Feeding in to this was the crescendo of nationalistic and militaristic fervour experienced during the recent 100th anniversary of the ANZAC landings at Gallipoli. This narrative is calculated to ensure an association between military service and “guaranteed” social prestige in the minds of the public and Australian youth.
This ties in effectively with the current policy attitude encouraging a security culture, a strong in-crowd mentality and the tendency to ignore material history in favour of military mythology. A particular example includes recent changes in military customs and badges being portrayed as much older and more “traditional” than historical studies bear out.
The Australian tradition of military service originates in the British colonial era, and many relics of this dated world view remain today. The Prime Minister's decision to knight retired Air Chief Marshal Angus Houston indicates that this thought of a commanding class of knightly officers grandly issuing orders to the loyal peasantry still runs strong among the Australian ruling class.
Contradicting this is a parallel tradition of the working class digger “having a go”, sticking it to the stuffy Brits and gaining advancement through merit.
Ultimately both of these myths serve to mask the reality of life in 2015.
The Australian government, like other Western nations, is using its military forces to project power among perceived “weaker nations” to achieve imperialistic goals. This dual mythology ensures that few questions are asked in public conversation, and even fewer answered, about the ultimate purpose of the Australian armed forces.
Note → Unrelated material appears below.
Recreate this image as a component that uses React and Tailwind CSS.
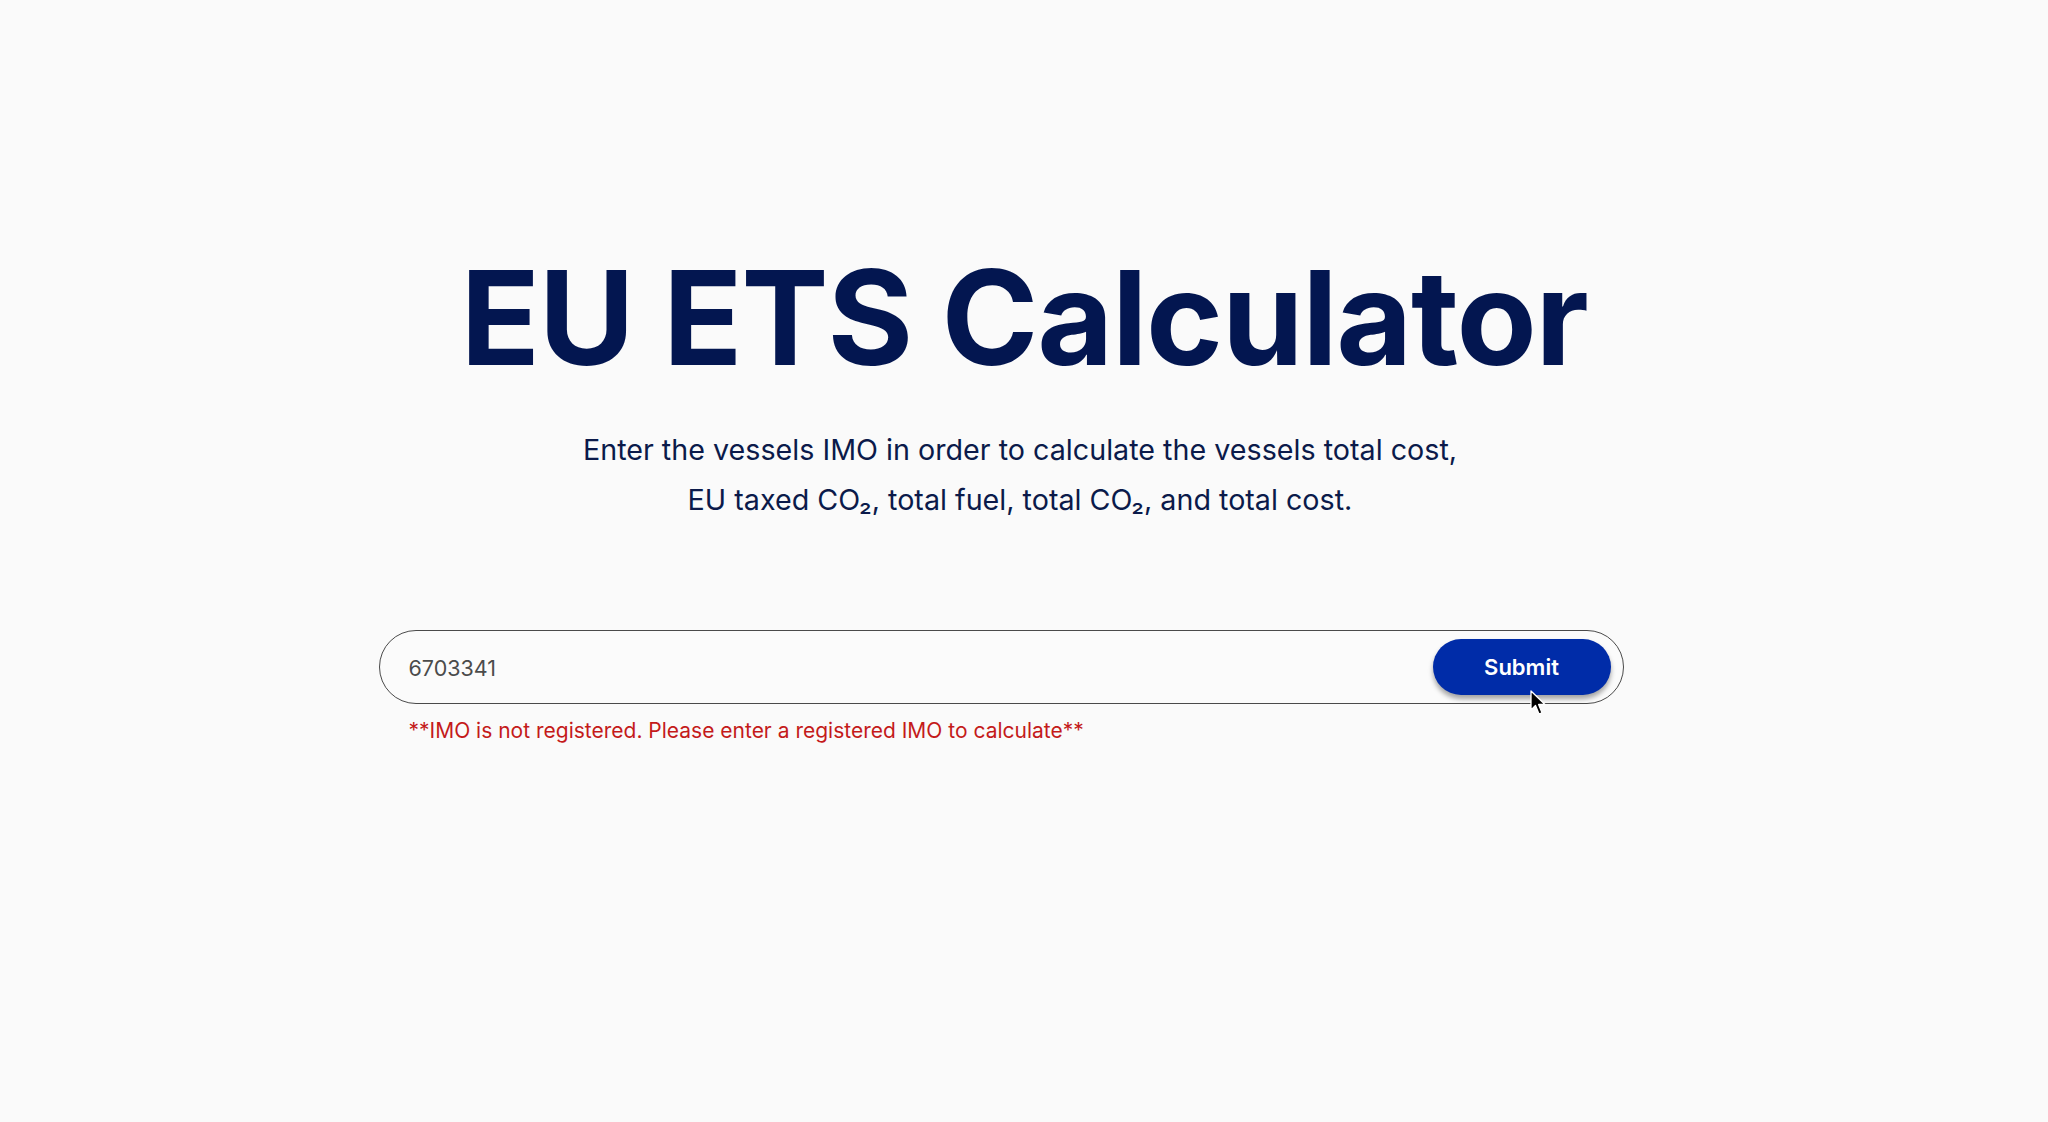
import { useState } from "react";

const font = { fontFamily: "Inter, 'Noto Sans', sans-serif" };

function Cursor() {
  return (
    <svg
      className="pointer-events-none absolute left-[1530px] top-[690px]"
      width="18"
      height="26"
      viewBox="0 0 18 26"
    >
      <path
        d="M1 1 L1 20 L5.5 15.5 L9 24 L12 22.8 L8.6 14.5 L15 14.5 Z"
        fill="#000"
        stroke="#fff"
        strokeWidth="1.3"
        strokeLinejoin="round"
      />
    </svg>
  );
}

export default function App() {
  const [imo, setImo] = useState("6703341");

  return (
    <div
      className="relative flex min-h-[1122px] w-full flex-col items-center bg-[#fafafa] pt-[252px]"
      style={font}
    >
      <h1 className="text-[131px] font-bold leading-none tracking-[-0.01em] text-[#031650]">
        EU ETS Calculator
      </h1>
      <p className="mr-[8px] mt-[42px] text-center text-[28.7px] leading-[50px] text-[#0b1a4a]">
        Enter the vessels IMO in order to calculate the vessels total cost,
        <br />
        EU taxed CO₂, total fuel, total CO₂, and total cost.
      </p>

      <form
        className="mr-[46px] mt-[105px] w-[1245px]"
        onSubmit={(e) => e.preventDefault()}
      >
        <div className="flex h-[74px] items-center rounded-full border-[1.5px] border-[#4a4a4a] bg-[#fbfbfb] pl-[29px] pr-[12px]">
          <input
            className="min-w-0 flex-1 bg-transparent pt-[3px] text-[21.5px] text-[#4b4b4b] outline-none"
            type="text"
            value={imo}
            onChange={(e) => setImo(e.target.value)}
          />
          <button
            type="submit"
            className="h-[56px] w-[178px] rounded-full bg-[#002ca8] text-[22px] font-semibold text-white shadow-[0_4px_5px_rgba(0,0,0,0.35)]"
          >
            Submit
          </button>
        </div>
        <p className="mt-[13px] pl-[30px] text-[21px] leading-[28px] text-[#c41a1a]">
          **IMO is not registered. Please enter a registered IMO to calculate**
        </p>
      </form>
      <Cursor />
    </div>
  );
}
The traditional aspects of military service however are being undermined by the restructuring and civilianisation of the military establishment. Mercenary forces like Blackwater or amalgamated forces like the Border Force are seen as unprincipled and unaccountable even by the aristocratic military elites.
While military force serves the interests of the ruling class, it is poor and working class people who fill the ranks. This will only become more true as social services that provide alternatives to the armed forces are eroded.
Ultimately, it is up to young people, both inside and outside of the armed forces, to fight for a future where young people can find stable lives helping people and planet, rather than profit and war.